We need an understanding of the discrimination that Blacks have suffered throughout the past 400 years, from slavery to today’s police violence, mass incarceration, economic, environmental and racial discrimination, access to and quality of health care, wealth suppression and voter suppression. No matter how much those who have benefitted from preserving systemic racism and white privilege try to outlaw, ignore and distract us, racial inequality has reared its head and is not going away. The time has come to fix it, and to guarantee equality for ALL people of color.

Taxation

Both North Carolina and the Federal government have been shifting more of the tax burden onto individuals and lightening or eliminating the burden on corporations: More than half (53%) of North Carolina and half of Federal Tax revenue comes from individual income tax, with only 6.4% of NC and 6% of Federal revenue coming from corporations.

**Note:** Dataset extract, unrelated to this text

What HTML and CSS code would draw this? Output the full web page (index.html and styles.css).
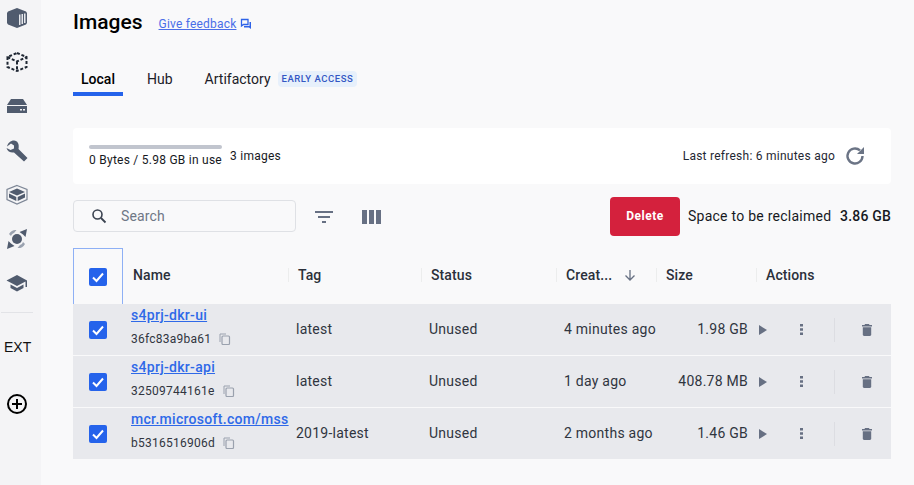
FILE: index.html
```html
<!DOCTYPE html>
<html>
<head>
  <title>Images</title>
  <link rel="stylesheet" href="styles.css">
</head>
<body>

  <div class="app">
    <div class="sidebar">
      <svg class="nav-icon" viewBox="0 0 22 22"><path d="M11 1 20 4.500 21 6V16L20 17.500 11 21 2 17.500 1 16V6L2 4.500Z" fill="#505b6e"/><path d="M13 7.500h1.500V18H13zM15.500 7h1.500V17h-1.500zM18 6.500h1.500V16H18z" fill="#e6e8ec"/></svg>
      <svg class="nav-icon" viewBox="0 0 22 22"><path d="M11 2 20.500 6V16L11 20 1.500 16V6ZM1.500 6 11 10.500 20.500 6M11 10.500V20" fill="none" stroke="#1f2733" stroke-width="2" stroke-dasharray="3 1.800"/></svg>
      <svg class="nav-icon" viewBox="0 0 22 22"><path d="M5 4H17L21 10H1Z" fill="#505b6e"/><path d="M1 11H21V18H1Z" fill="#505b6e"/><path d="M14 14h2v1.500h-2zM17 14h2v1.500h-2z" fill="#f3f4f6"/></svg>
      <svg class="nav-icon" viewBox="0 0 22 22"><path d="M8 .500C4.500 .500 2 3 1 6.500L5 3.500 8 5.500V8.500L4.500 10 .500 8C1.500 11.500 4.500 13 8 12.500L18 21.500 21.500 18 12.500 9C13.500 4 11.500 .500 8 .500Z" fill="#505b6e"/></svg>
      <svg class="nav-icon" viewBox="0 0 22 22"><path d="M11 4.500 19 8 11 11.500 3 8Z" fill="#505b6e"/><path d="M3 9.500 10.300 13V17L3 13.500ZM19 9.500 11.700 13V17L19 13.500Z" fill="#505b6e"/><path d="M11 1.500 21 5.500V15.500L11 20 1 15.500V5.500Z" fill="none" stroke="#7d8696" stroke-width="1.200"/></svg>
      <svg class="nav-icon" viewBox="0 0 22 22"><circle cx="11" cy="11" r="5" fill="#505b6e"/><path d="M3 6C5 2.500 8 1.500 10.500 2L8 5C6.500 5.500 5.500 6.500 5 8Z" fill="#9aa2b0"/><path d="M21 1 19.500 9 17 6.500 13.500 4Z" fill="#505b6e"/><path d="M19 16C17 19.500 14 20.500 11.500 20L14 17C15.500 16.500 16.500 15.500 17 14Z" fill="#9aa2b0"/><path d="M1 21 2.500 13 5 15.500 8.500 18Z" fill="#505b6e"/></svg>
      <svg class="nav-icon" viewBox="0 0 22 22"><path d="M11 3 .500 8.500 11 14 19.500 9.500V15H21V8.500Z" fill="#505b6e"/><path d="M4.500 12.500V16L11 19.500 17.500 16V12.500L11 16Z" fill="#505b6e"/></svg>
      <div class="side-line"></div>
      <div class="ext-label">EXT</div>
      <svg class="add-icon" viewBox="0 0 22 22"><circle cx="11" cy="11" r="9" fill="none" stroke="#000" stroke-width="2"/><path d="M11 6v10M6 11h10" stroke="#000" stroke-width="2"/></svg>
    </div>

    <div class="content">
      <div class="title-row">
        <span class="page-title">Images</span>
        <a class="feedback">Give feedback</a>
        <svg class="feedback-icon" viewBox="0 0 12 12"><path d="M1.500 1.500H8V6.500H3.500L1.500 8Z" fill="none" stroke="#2e63e8" stroke-width="1.300"/><path d="M9.500 4H11V11L9 9.500H4V8H9.500Z" fill="#2e63e8"/></svg>
      </div>

      <div class="tabs">
        <div class="tab tab-active">Local</div>
        <div class="tab tab-hub">Hub</div>
        <div class="tab tab-art">Artifactory</div>
        <span class="early">EARLY ACCESS</span>
      </div>

      <div class="usage">
        <div class="usage-left">
          <div class="usage-bar"></div>
          <div class="usage-text">0 Bytes / 5.98 GB in use</div>
        </div>
        <div class="image-count">3 images</div>
        <div class="refresh">Last refresh: 6 minutes ago</div>
        <svg class="refresh-icon" viewBox="0 0 24 24"><path d="M19.500 12A7.500 7.500 0 1 1 17 6.400" fill="none" stroke="#6b7485" stroke-width="2.400"/><path d="M21 3V10H14Z" fill="#6b7485"/></svg>
      </div>

      <div class="toolbar">
        <div class="search">
          <svg class="search-icon" viewBox="0 0 16 16"><circle cx="6.500" cy="6.500" r="4.500" fill="none" stroke="#3b4350" stroke-width="1.600"/><path d="M10 10l4.500 4.500" stroke="#3b4350" stroke-width="1.800"/></svg>
          <span class="search-text">Search</span>
        </div>
        <svg class="filter-icon" viewBox="0 0 18 12"><path d="M0 0H18V2H0ZM3 5H15V7H3ZM7 10H11V12H7Z" fill="#677083"/></svg>
        <svg class="columns-icon" viewBox="0 0 19 14"><path d="M0 0H5V14H0ZM7 0H12V14H7ZM14 0H19V14H14Z" fill="#677083"/></svg>
        <button class="delete-btn">Delete</button>
        <span class="reclaim">Space to be reclaimed</span>
        <b class="reclaim-size">3.86 GB</b>
      </div>

      <div class="table">
        <div class="row head">
          <div class="check-cell focus"><span class="checkbox"><svg viewBox="0 0 18 18"><path d="M4 9.500 7.500 13 14 5.500" fill="none" stroke="#fff" stroke-width="2"/></svg></span></div>
          <div class="th">Name</div>
          <div class="th sep">Tag</div>
          <div class="th sep">Status</div>
          <div class="th sep">Creat...
            <svg class="sort-icon" viewBox="0 0 12 12"><path d="M6 1V11M1.500 6.500 6 11 10.500 6.500" fill="none" stroke="#677083" stroke-width="1.300"/></svg>
          </div>
          <div class="th sep">Size</div>
          <div class="th sep end">Actions</div>
        </div>

        <div class="row item">
          <div class="check-cell"><span class="checkbox"><svg viewBox="0 0 18 18"><path d="M4 9.500 7.500 13 14 5.500" fill="none" stroke="#fff" stroke-width="2"/></svg></span></div>
          <div class="name-cell">
            <a class="image-name">s4prj-dkr-ui</a>
            <div class="image-id">36fc83a9ba61
              <svg class="copy-icon" viewBox="0 0 12 12"><path d="M1 9V1H7" fill="none" stroke="#9aa1ae" stroke-width="1"/><rect x="3" y="3" width="7.500" height="8.500" rx="1" fill="none" stroke="#9aa1ae" stroke-width="1.200"/></svg>
            </div>
          </div>
          <div class="td">latest</div>
          <div class="td">Unused</div>
          <div class="td">4 minutes ago</div>
          <div class="td size">1.98 GB</div>
          <div class="actions">
            <svg class="play" viewBox="0 0 8 10"><path d="M0 0 8 5 0 10Z" fill="#677083"/></svg>
            <svg class="dots" viewBox="0 0 3 11"><path d="M0 0H3V2.500H0ZM0 4.200H3V6.700H0ZM0 8.500H3V11H0Z" fill="#677083"/></svg>
            <span class="act-line"></span>
            <svg class="trash" viewBox="0 0 10 12"><path d="M3 0H7L7.500 1H10V2.400H0V1H2.500ZM.8 3.200H9.200V11L8.200 12H1.800L.8 11Z" fill="#677083"/></svg>
          </div>
        </div>

        <div class="row item">
          <div class="check-cell"><span class="checkbox"><svg viewBox="0 0 18 18"><path d="M4 9.500 7.500 13 14 5.500" fill="none" stroke="#fff" stroke-width="2"/></svg></span></div>
          <div class="name-cell">
            <a class="image-name">s4prj-dkr-api</a>
            <div class="image-id">32509744161e
              <svg class="copy-icon" viewBox="0 0 12 12"><path d="M1 9V1H7" fill="none" stroke="#9aa1ae" stroke-width="1"/><rect x="3" y="3" width="7.500" height="8.500" rx="1" fill="none" stroke="#9aa1ae" stroke-width="1.200"/></svg>
            </div>
          </div>
          <div class="td">latest</div>
          <div class="td">Unused</div>
          <div class="td">1 day ago</div>
          <div class="td size">408.78 MB</div>
          <div class="actions">
            <svg class="play" viewBox="0 0 8 10"><path d="M0 0 8 5 0 10Z" fill="#677083"/></svg>
            <svg class="dots" viewBox="0 0 3 11"><path d="M0 0H3V2.500H0ZM0 4.200H3V6.700H0ZM0 8.500H3V11H0Z" fill="#677083"/></svg>
            <span class="act-line"></span>
            <svg class="trash" viewBox="0 0 10 12"><path d="M3 0H7L7.500 1H10V2.400H0V1H2.500ZM.8 3.200H9.200V11L8.200 12H1.800L.8 11Z" fill="#677083"/></svg>
          </div>
        </div>

        <div class="row item">
          <div class="check-cell"><span class="checkbox"><svg viewBox="0 0 18 18"><path d="M4 9.500 7.500 13 14 5.500" fill="none" stroke="#fff" stroke-width="2"/></svg></span></div>
          <div class="name-cell">
            <a class="image-name">mcr.microsoft.com/mss</a>
            <div class="image-id">b5316516906d
              <svg class="copy-icon" viewBox="0 0 12 12"><path d="M1 9V1H7" fill="none" stroke="#9aa1ae" stroke-width="1"/><rect x="3" y="3" width="7.500" height="8.500" rx="1" fill="none" stroke="#9aa1ae" stroke-width="1.200"/></svg>
            </div>
          </div>
          <div class="td">2019-latest</div>
          <div class="td">Unused</div>
          <div class="td">2 months ago</div>
          <div class="td size">1.46 GB</div>
          <div class="actions">
            <svg class="play" viewBox="0 0 8 10"><path d="M0 0 8 5 0 10Z" fill="#677083"/></svg>
            <svg class="dots" viewBox="0 0 3 11"><path d="M0 0H3V2.500H0ZM0 4.200H3V6.700H0ZM0 8.500H3V11H0Z" fill="#677083"/></svg>
            <span class="act-line"></span>
            <svg class="trash" viewBox="0 0 10 12"><path d="M3 0H7L7.500 1H10V2.400H0V1H2.500ZM.8 3.200H9.200V11L8.200 12H1.800L.8 11Z" fill="#677083"/></svg>
          </div>
        </div>
      </div>
    </div>
  </div>

</body>
</html>
```

FILE: styles.css
```css
html, body {
  margin: 0;
  height: 100%;
  overflow: hidden;
}

body {
  background-color: #f9f9fa;
  font-family: 'Roboto', sans-serif;
  color: #17191e;
}

.app {
  display: flex;
  height: 485px;
}

/* left bar */
.sidebar {
  width: 41px;
  flex-shrink: 0;
  background-color: #f4f4f6;
  display: flex;
  flex-direction: column;
  align-items: flex-start;
}

.nav-icon {
  width: 22px;
  height: 22px;
  margin: 0 0 22.2px 6px;
  flex-shrink: 0;
}

.nav-icon:first-child {
  margin-top: 7px;
}

.side-line {
  width: 32px;
  height: 1px;
  background-color: #e2e3e7;
  margin: -4px 0 0 1px;
}

.ext-label {
  font-family: 'Liberation Sans', sans-serif;
  font-size: 14px;
  line-height: 16px;
  margin: 26px 0 0 4px;
  color: #111;
}

.add-icon {
  width: 22px;
  height: 22px;
  margin: 38px 0 0 6px;
}

/* main part */
.content {
  width: 818px;
  margin-left: 32px;
}

.title-row {
  display: flex;
  align-items: center;
  height: 24px;
  margin-top: 10px;
}

.page-title {
  font-size: 21px;
  font-weight: 500;
  color: #000;
}

.feedback {
  font-size: 12px;
  letter-spacing: .2px;
  color: #4a6ee8;
  text-decoration: underline;
  margin: 3px 0 0 16px;
}

.feedback-icon {
  width: 12px;
  height: 12px;
  margin: 4px 0 0 4px;
}

.tabs {
  display: flex;
  align-items: center;
  height: 28px;
  margin-top: 31px;
  font-size: 14px;
  position: relative;
}

.tab {
  line-height: 28px;
  color: #1c2027;
}

.tab-active {
  width: 50px;
  text-align: center;
  font-weight: 500;
  height: 31px;
  margin-top: 3px;
  border-bottom: 4px solid #2563eb;
  box-sizing: border-box;
  color: #000;
}

.tab-hub {
  margin-left: 24px;
}

.tab-art {
  margin-left: 32px;
}

.early {
  font-size: 9.500px;
  font-weight: 500;
  letter-spacing: .55px;
  color: #3357c4;
  background-color: #e7f0fb;
  border-radius: 4px;
  padding: 2px 4px;
  margin-left: 7px;
  line-height: 12px;
}

.usage {
  display: flex;
  align-items: center;
  height: 56px;
  margin-top: 35px;
  background-color: #fff;
  border-radius: 4px;
  font-size: 12px;
  letter-spacing: .25px;
}

.usage-left {
  margin-left: 16px;
  width: 133px;
}

.usage-bar {
  height: 4px;
  background-color: #c1c5ce;
  border-radius: 2px;
  margin-bottom: 4px;
}

.usage-text {
  line-height: 14px;
  white-space: nowrap;
}

.image-count {
  margin-left: 8px;
  margin-top: -1px;
}

.refresh {
  margin-left: auto;
  color: #1f2733;
}

.refresh-icon {
  width: 24px;
  height: 24px;
  margin: 0 24px 0 8px;
}

.toolbar {
  display: flex;
  align-items: center;
  height: 40px;
  margin-top: 12px;
}

.search {
  width: 221px;
  height: 30px;
  border: 1px solid #dfe1e5;
  border-radius: 4px;
  display: flex;
  align-items: center;
  margin-top: -1px;
}

.search-icon {
  width: 16px;
  height: 16px;
  margin-left: 17px;
}

.search-text {
  font-size: 14px;
  letter-spacing: .15px;
  color: #6f7785;
  margin-left: 14px;
}

.filter-icon {
  width: 18px;
  height: 12px;
  margin-left: 19px;
  margin-top: 2px;
}

.columns-icon {
  width: 19px;
  height: 14px;
  margin-left: 29px;
  margin-top: 2px;
}

.delete-btn {
  width: 70px;
  height: 39px;
  margin-left: 229px;
  border: none;
  border-radius: 4px;
  background-color: #d4213d;
  color: #fff;
  font-family: 'Roboto', sans-serif;
  font-size: 12px;
  font-weight: 700;
  letter-spacing: .5px;
}

.reclaim {
  font-size: 14px;
  letter-spacing: .25px;
  margin-left: 8px;
}

.reclaim-size {
  font-size: 14px;
  font-weight: 500;
  letter-spacing: .2px;
  margin-left: auto;
}

/* table */
.table {
  margin-top: 12px;
}

.row {
  display: grid;
  grid-template-columns: 50px 165px 133px 135px 100px 100px 135px;
}

.head {
  height: 56px;
  align-items: center;
}

.item {
  height: 51px;
  background-color: #e8e9ed;
  margin-bottom: 1px;
  align-items: center;
}

.check-cell {
  display: flex;
  align-items: center;
  justify-content: center;
  height: 100%;
}

.focus {
  box-sizing: border-box;
  border: 1px solid #8eb0f5;
  border-bottom: none;
}

.checkbox {
  width: 18px;
  height: 18px;
  background-color: #2563eb;
  border-radius: 2px;
  display: block;
}

.checkbox svg {
  display: block;
  width: 18px;
  height: 18px;
}

.th {
  font-size: 14px;
  font-weight: 500;
  letter-spacing: .1px;
  color: #2b303a;
  padding-left: 10px;
  display: flex;
  align-items: center;
  height: 14px;
  margin-top: -2px;
}

.sep {
  border-left: 1px solid #eceded;
  padding-left: 9px;
}

.sort-icon {
  width: 12px;
  height: 12px;
  margin-left: 12px;
}

.name-cell {
  padding-left: 8px;
  white-space: nowrap;
  margin-top: -7px;
}

.image-name {
  font-size: 14px;
  font-weight: 500;
  letter-spacing: .3px;
  line-height: 16px;
  color: #2f69e8;
  text-decoration: underline;
  display: block;
}

.image-id {
  font-size: 12px;
  letter-spacing: .25px;
  line-height: 14px;
  margin-top: 9px;
  color: #30353f;
  display: flex;
  align-items: center;
}

.copy-icon {
  width: 12px;
  height: 12px;
  margin-left: 8px;
}

.td {
  font-size: 14px;
  letter-spacing: .25px;
  color: #30353f;
  padding-left: 8px;
  margin-top: -2px;
}

.size {
  padding: 0 8px 0 0;
  text-align: right;
}

.actions {
  position: relative;
  height: 100%;
  display: flex;
  align-items: center;
}

.play {
  width: 8px;
  height: 10px;
  margin-left: 3px;
}

.dots {
  width: 3px;
  height: 11px;
  margin-left: 33px;
}

.act-line {
  width: 1px;
  height: 24px;
  background-color: #dcdde2;
  margin-left: 31px;
}

.trash {
  width: 10px;
  height: 12px;
  margin-left: 27px;
}
```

The NC income tax is regressive because it is a flat-rate tax with many deductions that only benefit higher income earners. Additionally, 31% of NC revenue comes from sales and use taxes and 35% of Federal revenue comes from payroll taxes, both highly regressive taxes. Much local funding comes from property taxes, also regressive. The changes to the NC tax system instituted by the legislature since 2013 need to be reversed to move toward a fairer income tax distribution. Likewise, at the Federal level, the misleadingly-named “Tax Cuts and Jobs Act of 2017” provided massive tax cuts to the wealthy and to corporations and minor tax cuts or even increases to lower-income individuals. We must undo most of the changes from TCJA, and reduce and eliminate the many tax breaks for the wealthy in the Federal tax system.

Women and Families

In North Carolina and across the United States women, and especially women of color, confront workplace discrimination, health care inequities, lack of reproductive care, disparate rates of poverty, and sexual and domestic violence. Anti-discrimination laws are not uniform or comprehensive, and federal anti-discrimination laws can be repealed or overturned. Single-parent families, regardless of the family make-up, face difficult choices. They need quality child care and family leave policies that address challenges faced by all caregivers.